The ADC received several continuances in 1991, but was told in December of that year that the trial would begin “in earnest” on Feb. 13, 1992. When Cole’s ADC lawyer told Schwab in January 1992 that he could not be ready before April because there were potential witnesses on the East Coast who needed to be interviewed, Schwab set the trial over for March 2 with the proviso that Part would replace the ADC if it were not ready that day.

When the ADC reported in February that it would need an additional two weeks past the March 2 date, Schwab relieved the ADC and appointed Part, rejecting the defendant’s renewed request to appoint Brandow.

Werdegar said it was not unreasonable to appoint Part so close to trial; she said he was prepared for trial and never said he needed more time.
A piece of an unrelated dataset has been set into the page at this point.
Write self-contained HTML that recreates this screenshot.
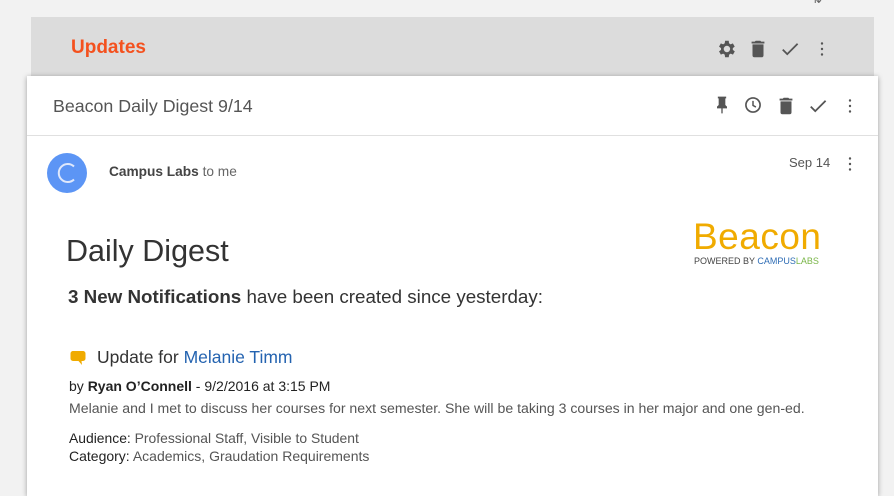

She also noted that Part had tried murder cases successfully before the appointment, that Brandow was not familiar with the defense investigation subsequent to his leaving the ADC, and that Brandow had another case awaiting trial and was under a court order not to accept any engagement that might conflict with that one.

Also rejected was the contention that Loveman’s references to the Inquisition, as well as a comment about the persecution of the early Christians, constituted impermissible argument.

“With those examples, the prosecutor made the point that fire has historically been used as an instrument of torture and is generally known to cause extreme pain,” the jurist wrote. “The point was appropriate in the context of the argument that defendant must have known that using fire to kill Mary Ann was calculated to cause her extreme pain.  While the historical events the prosecutor mentioned had religious significance, the prosecutor made no improper appeal to religious authority.”

The case was argued before the Supreme Court by Richard P. Siref of San Diego for the defendant and Deputy Attorney General Victoria B. Wilson for the prosecution.

The case is People v. Cole, 04 S.O.S. 4426.